§ **Directions**
Search the material below for the string "React" and list each line that holds it.
>>
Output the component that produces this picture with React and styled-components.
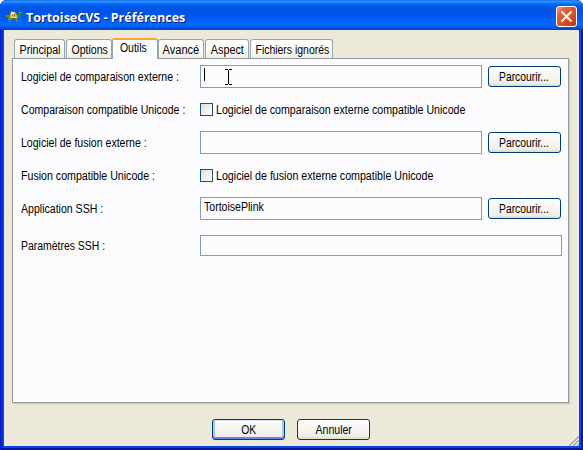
import React from "react";
import styled, { createGlobalStyle, css } from "styled-components";

const Global = createGlobalStyle`
  * { box-sizing: border-box; }
  body { margin: 0; background: #fff; overflow: hidden; }
  button, input { font: inherit; }
`;

const Window = styled.div`
  width: 583px;
  height: 450px;
  display: flex;
  flex-direction: column;
  padding: 0 4px 4px;
  background: #0b46ea;
  border-radius: 7px 7px 0 0;
  box-shadow: inset 1px 0 #0019cf, inset -1px 0 #00138c, inset -2px 0 #001ea0,
    inset 0 -1px #00138c, inset 0 -2px #001ea0, inset 3px 0 #0831d9, inset -4px 0 #0048f1;
  font-family: "Liberation Sans", Arial, sans-serif;
  font-size: 12px;
  color: #000;
`;

const TitleBar = styled.header`
  flex: none;
  display: flex;
  align-items: center;
  height: 30px;
  margin: 0 -4px;
  padding: 4px 6px 0;
  border-radius: 7px 7px 0 0;
  background: linear-gradient(
    #0058e6 0, #3a93ff 1px, #288eff 2px, #127dff 3px, #036ffc 4px, #0262ee 5px,
    #0057e5 7px, #0054e3 10px, #0055eb 15px, #005bf5 18px, #026afe 24px,
    #0062f6 26px, #0052dc 28px, #0040c4 30px
  );
`;

const Title = styled.h1`
  flex: 1;
  margin: 0 0 0 4px;
  font: bold 13px/18px "Open Sans", "Noto Sans", sans-serif;
  color: #fff;
  text-shadow: 1px 1px #0a1883;
  white-space: nowrap;
  transform: scaleX(0.962);
  transform-origin: left;
`;

const CloseButton = styled.button`
  display: flex;
  flex: none;
  align-items: center;
  justify-content: center;
  width: 21px;
  height: 21px;
  margin-top: -1px;
  padding: 0;
  border: 1px solid #fff;
  border-radius: 3px;
  background: linear-gradient(135deg, #f0a08a 0, #e4613b 25%, #dd4a22 65%, #b8310c 100%);
`;

const Client = styled.main`
  flex: 1;
  display: flex;
  flex-direction: column;
  padding: 8px 10px 0 8px;
  background: #ece9d8;
`;

const Tabs = styled.nav`
  flex: none;
  display: flex;
  align-items: flex-end;
  height: 21px;
  margin-bottom: -1px;
  padding-left: 2px;
`;

const Text = styled.span`
  display: inline-block;
  white-space: nowrap;
  transform: scaleX(${(p) => p.$scale ?? 0.885});
  transform-origin: ${(p) => (p.$centered ? "center" : "left")};
`;

const Tab = styled.div`
  flex: none;
  display: flex;
  justify-content: center;
  width: ${(p) => p.$width}px;
  height: 19px;
  margin: 0 ${(p) => p.$gap ?? 0}px 1px 0;
  padding: 3px 0 0 ${(p) => p.$indent ?? 0}px;
  line-height: 15px;
  border: 1px solid #91a7b4;
  border-bottom: 0;
  border-radius: 3px 3px 0 0;
  background: linear-gradient(#fff, #fafaf7 60%, #efeee6);
  ${(p) => p.$active && css`
    height: 21px;
    margin-bottom: 0;
    padding: 1px 4px 0 0;
    border-top: 2px solid #f5a72c;
    background: #fcfcfe;
    z-index: 1;
  `}
`;

const Panel = styled.section`
  flex: none;
  width: 557px;
  height: 345px;
  padding: 1px 7px 0 8px;
  border: 1px solid #919b9c;
  background: #fcfcfe;
  box-shadow: 1px 1px #d0cebf, 2px 2px #e3e0d0;
`;

const Row = styled.div`
  display: grid;
  grid-template-columns: 179px 1fr auto;
  align-items: center;
  height: 33px;
  margin-top: ${(p) => p.$top ?? 0}px;
`;

const Field = styled.div`
  position: relative;
  height: ${(p) => p.$height ?? 23}px;
  padding: 2px 3px;
  line-height: 14px;
  border: 1px solid #7f9db9;
  background: #fcfcfe;
  grid-column: ${(p) => (p.$wide ? "2 / 4" : "2")};
  margin-right: ${(p) => (p.$wide ? -1 : 0)}px;
`;

const Caret = styled.span`
  display: block;
  width: 1px;
  height: 13px;
  background: #000;
`;

const Pointer = styled.svg`
  position: absolute;
  left: 24px;
  top: 3px;
`;

const Button = styled.button`
  width: 73px;
  height: 21px;
  margin-left: ${(p) => p.$left ?? 0}px;
  padding: 0;
  line-height: 18px;
  border: 1px solid #003c74;
  border-radius: 3px;
  background: linear-gradient(#fff, #f6f5f0 45%, #f0efe8 85%, #dcd8cd);
  color: #000;
  ${(p) => p.$primary && css`
    box-shadow: inset 0 1px #cee7ff, inset 0 -2px #6982ee, inset 2px 0 #a9c4f5, inset -2px 0 #a9c4f5;
  `}
`;

const CheckLabel = styled.label`
  display: flex;
  align-items: center;
  gap: 3px;
  grid-column: 2 / 4;
`;

const CheckBox = styled.span`
  width: 13px;
  height: 13px;
  border: 1px solid #1c5180;
  background: linear-gradient(135deg, #dcdcd7, #f3f3ef 55%, #fff);
`;

const Footer = styled.footer`
  flex: 1;
  display: flex;
  align-items: flex-start;
  gap: 12px;
  margin-right: -10px;
  padding: 16px 0 0 200px;
`;

const Grip = styled.svg`
  margin-left: auto;
  align-self: flex-end;
`;

const TurtleIcon = () => (
  <svg width="16" height="16" viewBox="0 0 16 16" shapeRendering="crispEdges">
    <path d="M0 6h3v1h1v3H2V8H0z" fill="#a8741f" />
    <path d="M1 7h2v1H1zM2 9h4v2H5v2H3v-2H2z" fill="#35a13d" />
    <path d="M9 9h3v4h-2v-2H9z" fill="#35a13d" />
    <path d="M3 11h1v2H3zM10 12h2v1h-2z" fill="#9c7a20" />
    <path d="M10 7h2V4h1V3h3v3h-2v2h-1v1h-3z" fill="#149a38" />
    <path d="M13 3h2v1h-2z" fill="#4cd068" />
    <path d="M14 4h1v1h-1z" fill="#071e12" />
    <path d="M5 2h4v1h1v1h1v2h1v3h-1v1H4V9H3V5h1V3h1z" fill="#756c2c" />
    <path d="M5 3h4v1h1v2h1v2H4V5h1z" fill="#bdb777" />
    <path d="M5 3h3v2H6v1H5z" fill="#eee9c0" />
    <path d="M4 8h7v1H4z" fill="#e0d79a" />
    <path d="M8 5h1v2H8zM6 6h1v1H6z" fill="#948b45" />
  </svg>
);

const tabs = [
  { name: "Principal", width: 51, gap: 1, scale: 0.89, indent: 2 },
  { name: "Options", width: 46, scale: 0.88, indent: 2 },
  { name: "Outils", width: 46, active: true, scale: 0.87 },
  { name: "Avancé", width: 46, gap: 1, scale: 0.92 },
  { name: "Aspect", width: 44, gap: 1, scale: 0.9 },
  { name: "Fichiers ignorés", width: 83, scale: 0.87, indent: 2 },
];

const Browse = () => <Button $left={6}><Text $centered $scale={0.86}>Parcourir...</Text></Button>;

export default function App() {
  return (
    <>
      <Global />
      <Window>
        <TitleBar>
          <TurtleIcon />
          <Title>TortoiseCVS - Préférences</Title>
          <CloseButton aria-label="Fermer">
            <svg width="13" height="13" viewBox="0 0 13 13">
              <path d="M1.5 1.5l10 10M11.5 1.5l-10 10" stroke="#fff" strokeWidth="2" />
            </svg>
          </CloseButton>
        </TitleBar>
        <Client>
          <Tabs>
            {tabs.map((t) => (
              <Tab key={t.name} $width={t.width} $gap={t.gap} $indent={t.indent} $active={t.active}>
                <Text $centered $scale={t.scale}>{t.name}</Text>
              </Tab>
            ))}
          </Tabs>
          <Panel>
            <Row>
              <Text $scale={0.88}>Logiciel de comparaison externe :</Text>
              <Field>
                <Caret />
                <Pointer width="7" height="16" viewBox="0 0 7 16" shapeRendering="crispEdges">
                  <path d="M0 0h3v1H0zM4 0h3v1H4zM3 1h1v14H3zM0 15h3v1H0zM4 15h3v1H4z" />
                </Pointer>
              </Field>
              <Browse />
            </Row>
            <Row>
              <Text $scale={0.88}>Comparaison compatible Unicode :</Text>
              <CheckLabel>
                <CheckBox />
                <Text $scale={0.886}>Logiciel de comparaison externe compatible Unicode</Text>
              </CheckLabel>
            </Row>
            <Row>
              <Text $scale={0.88}>Logiciel de fusion externe :</Text>
              <Field />
              <Browse />
            </Row>
            <Row>
              <Text>Fusion compatible Unicode :</Text>
              <CheckLabel>
                <CheckBox />
                <Text $scale={0.888}>Logiciel de fusion externe compatible Unicode</Text>
              </CheckLabel>
            </Row>
            <Row>
              <Text $scale={0.88}>Application SSH :</Text>
              <Field><Text $scale={0.88}>TortoisePlink</Text></Field>
              <Browse />
            </Row>
            <Row $top={4}>
              <Text $scale={0.87}>Paramètres SSH :</Text>
              <Field $wide $height={21} />
            </Row>
          </Panel>
          <Footer>
            <Button $primary><Text $centered $scale={0.86}>OK</Text></Button>
            <Button><Text $centered $scale={0.88}>Annuler</Text></Button>
            <Grip width="12" height="12" viewBox="0 0 12 12">
              <path d="M1 12L12 1M5 12l7-7M9 12l3-3" stroke="#fff" strokeWidth="1.3" />
              <path d="M2 12L12 2M6 12l6-6M10 12l2-2" stroke="#aca899" strokeWidth="1.6" />
            </Grip>
          </Footer>
        </Client>
      </Window>
    </>
  );
}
<<
§ **Exercise solution**
Output the component that produces this picture with React and styled-components.
import React from "react";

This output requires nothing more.